- **To do**: Pick out the lines below that include the string "with".

** Begin Data listing **

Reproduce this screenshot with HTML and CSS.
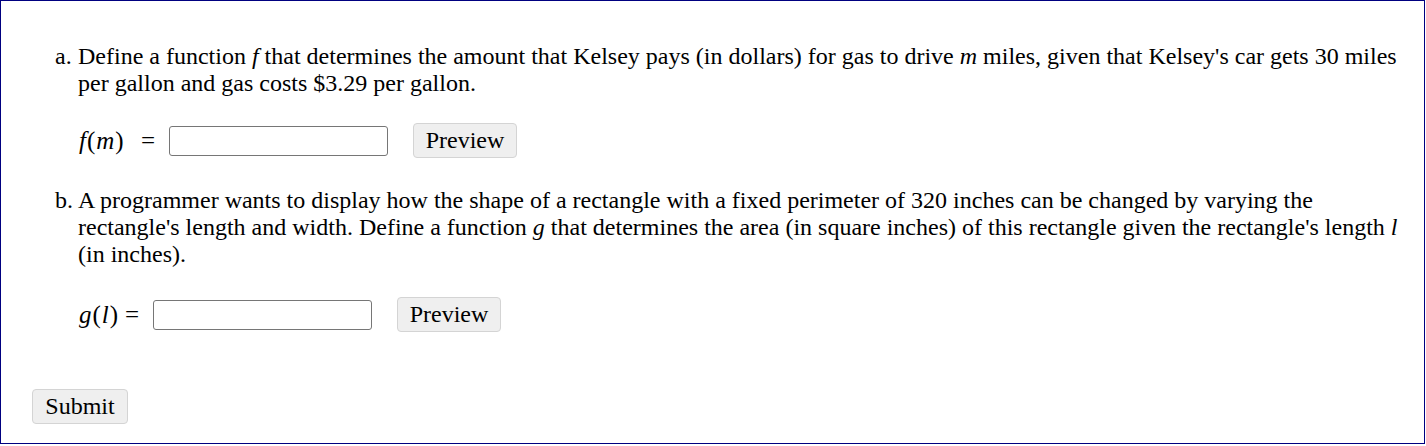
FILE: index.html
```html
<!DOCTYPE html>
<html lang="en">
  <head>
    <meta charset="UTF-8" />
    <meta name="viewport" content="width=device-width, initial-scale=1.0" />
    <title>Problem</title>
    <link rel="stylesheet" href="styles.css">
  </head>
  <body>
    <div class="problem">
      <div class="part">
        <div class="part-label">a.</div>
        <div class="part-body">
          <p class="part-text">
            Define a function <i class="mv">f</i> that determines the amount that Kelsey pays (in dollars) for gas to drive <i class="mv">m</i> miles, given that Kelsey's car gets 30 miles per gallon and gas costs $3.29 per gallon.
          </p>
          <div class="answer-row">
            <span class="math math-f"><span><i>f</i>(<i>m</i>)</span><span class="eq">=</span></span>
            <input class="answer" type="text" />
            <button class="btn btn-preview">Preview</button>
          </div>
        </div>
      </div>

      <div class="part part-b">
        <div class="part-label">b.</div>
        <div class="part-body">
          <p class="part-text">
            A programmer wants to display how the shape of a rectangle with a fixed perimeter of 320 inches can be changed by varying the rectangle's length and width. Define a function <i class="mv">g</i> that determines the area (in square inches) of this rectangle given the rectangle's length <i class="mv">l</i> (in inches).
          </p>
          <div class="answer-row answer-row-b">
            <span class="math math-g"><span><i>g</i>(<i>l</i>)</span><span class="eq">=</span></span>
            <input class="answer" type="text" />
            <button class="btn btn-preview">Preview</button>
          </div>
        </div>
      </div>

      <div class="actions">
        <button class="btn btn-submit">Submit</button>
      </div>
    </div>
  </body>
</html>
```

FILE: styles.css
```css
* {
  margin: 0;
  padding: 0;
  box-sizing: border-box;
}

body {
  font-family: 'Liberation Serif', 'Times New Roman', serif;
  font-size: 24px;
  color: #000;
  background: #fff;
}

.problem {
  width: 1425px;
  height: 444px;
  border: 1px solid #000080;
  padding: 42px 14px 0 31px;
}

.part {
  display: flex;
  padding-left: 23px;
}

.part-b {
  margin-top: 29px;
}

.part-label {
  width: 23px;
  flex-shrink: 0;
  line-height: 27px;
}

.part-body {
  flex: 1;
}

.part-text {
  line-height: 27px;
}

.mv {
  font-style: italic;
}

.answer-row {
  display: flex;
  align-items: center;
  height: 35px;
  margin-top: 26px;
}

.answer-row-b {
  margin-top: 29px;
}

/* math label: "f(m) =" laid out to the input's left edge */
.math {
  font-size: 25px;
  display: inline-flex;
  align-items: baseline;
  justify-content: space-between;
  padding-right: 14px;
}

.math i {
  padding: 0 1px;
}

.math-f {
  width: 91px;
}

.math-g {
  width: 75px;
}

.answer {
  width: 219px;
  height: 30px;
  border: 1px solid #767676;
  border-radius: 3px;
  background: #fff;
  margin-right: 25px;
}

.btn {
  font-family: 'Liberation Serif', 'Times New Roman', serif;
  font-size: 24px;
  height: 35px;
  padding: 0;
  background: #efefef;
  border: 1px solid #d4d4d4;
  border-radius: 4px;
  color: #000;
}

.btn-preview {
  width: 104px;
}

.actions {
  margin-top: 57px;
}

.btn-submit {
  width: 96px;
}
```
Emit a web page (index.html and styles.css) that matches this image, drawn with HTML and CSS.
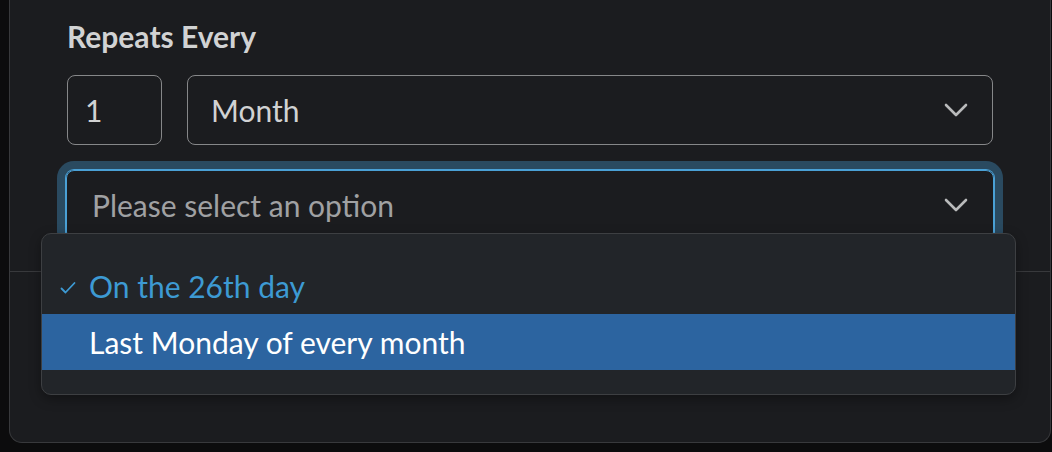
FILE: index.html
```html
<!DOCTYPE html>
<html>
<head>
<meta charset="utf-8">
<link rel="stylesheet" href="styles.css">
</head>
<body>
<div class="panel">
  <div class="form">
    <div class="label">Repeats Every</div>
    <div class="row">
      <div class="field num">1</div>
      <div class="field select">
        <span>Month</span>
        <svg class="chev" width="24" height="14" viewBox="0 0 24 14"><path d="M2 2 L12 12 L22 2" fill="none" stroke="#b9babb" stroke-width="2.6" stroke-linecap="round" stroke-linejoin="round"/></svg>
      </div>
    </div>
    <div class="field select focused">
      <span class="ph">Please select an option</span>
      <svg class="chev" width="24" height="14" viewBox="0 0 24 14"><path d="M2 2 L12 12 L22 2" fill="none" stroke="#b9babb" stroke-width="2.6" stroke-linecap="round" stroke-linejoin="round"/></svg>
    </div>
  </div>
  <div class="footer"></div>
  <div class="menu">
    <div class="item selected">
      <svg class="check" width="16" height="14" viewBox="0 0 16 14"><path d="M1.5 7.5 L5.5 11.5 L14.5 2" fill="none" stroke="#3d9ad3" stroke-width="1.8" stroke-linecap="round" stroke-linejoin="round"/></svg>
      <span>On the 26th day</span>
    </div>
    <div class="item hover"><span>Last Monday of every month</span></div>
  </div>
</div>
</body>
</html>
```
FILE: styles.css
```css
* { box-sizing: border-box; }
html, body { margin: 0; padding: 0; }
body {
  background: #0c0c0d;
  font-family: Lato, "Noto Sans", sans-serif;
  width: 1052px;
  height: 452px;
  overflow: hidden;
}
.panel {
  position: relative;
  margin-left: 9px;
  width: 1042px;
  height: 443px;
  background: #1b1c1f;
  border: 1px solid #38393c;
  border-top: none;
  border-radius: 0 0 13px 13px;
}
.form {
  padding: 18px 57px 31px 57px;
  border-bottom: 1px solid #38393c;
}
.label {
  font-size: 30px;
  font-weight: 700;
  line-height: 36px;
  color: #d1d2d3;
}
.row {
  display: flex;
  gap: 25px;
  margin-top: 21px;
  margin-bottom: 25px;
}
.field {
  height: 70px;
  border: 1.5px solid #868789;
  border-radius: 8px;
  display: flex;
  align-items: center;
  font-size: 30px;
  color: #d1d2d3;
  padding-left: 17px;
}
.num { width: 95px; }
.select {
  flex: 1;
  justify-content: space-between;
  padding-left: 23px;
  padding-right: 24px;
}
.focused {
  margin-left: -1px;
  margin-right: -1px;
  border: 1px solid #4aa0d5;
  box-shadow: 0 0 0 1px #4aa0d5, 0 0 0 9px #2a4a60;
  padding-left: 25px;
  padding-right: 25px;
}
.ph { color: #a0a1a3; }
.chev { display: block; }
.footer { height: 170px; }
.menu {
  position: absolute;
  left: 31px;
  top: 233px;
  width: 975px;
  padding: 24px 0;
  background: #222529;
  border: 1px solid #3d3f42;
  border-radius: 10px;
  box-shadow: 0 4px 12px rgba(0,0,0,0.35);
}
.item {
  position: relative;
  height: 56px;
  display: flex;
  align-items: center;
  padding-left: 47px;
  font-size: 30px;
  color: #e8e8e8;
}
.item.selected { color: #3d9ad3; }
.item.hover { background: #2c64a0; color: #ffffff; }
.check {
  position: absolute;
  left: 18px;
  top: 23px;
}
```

** End Data listing **

- **Full output**:
Reproduce this screenshot with HTML and CSS.
            A programmer wants to display how the shape of a rectangle with a fixed perimeter of 320 inches can be changed by varying the rectangle's length and width. Define a function <i class="mv">g</i> that determines the area (in square inches) of this rectangle given the rectangle's length <i class="mv">l</i> (in inches).
Emit a web page (index.html and styles.css) that matches this image, drawn with HTML and CSS.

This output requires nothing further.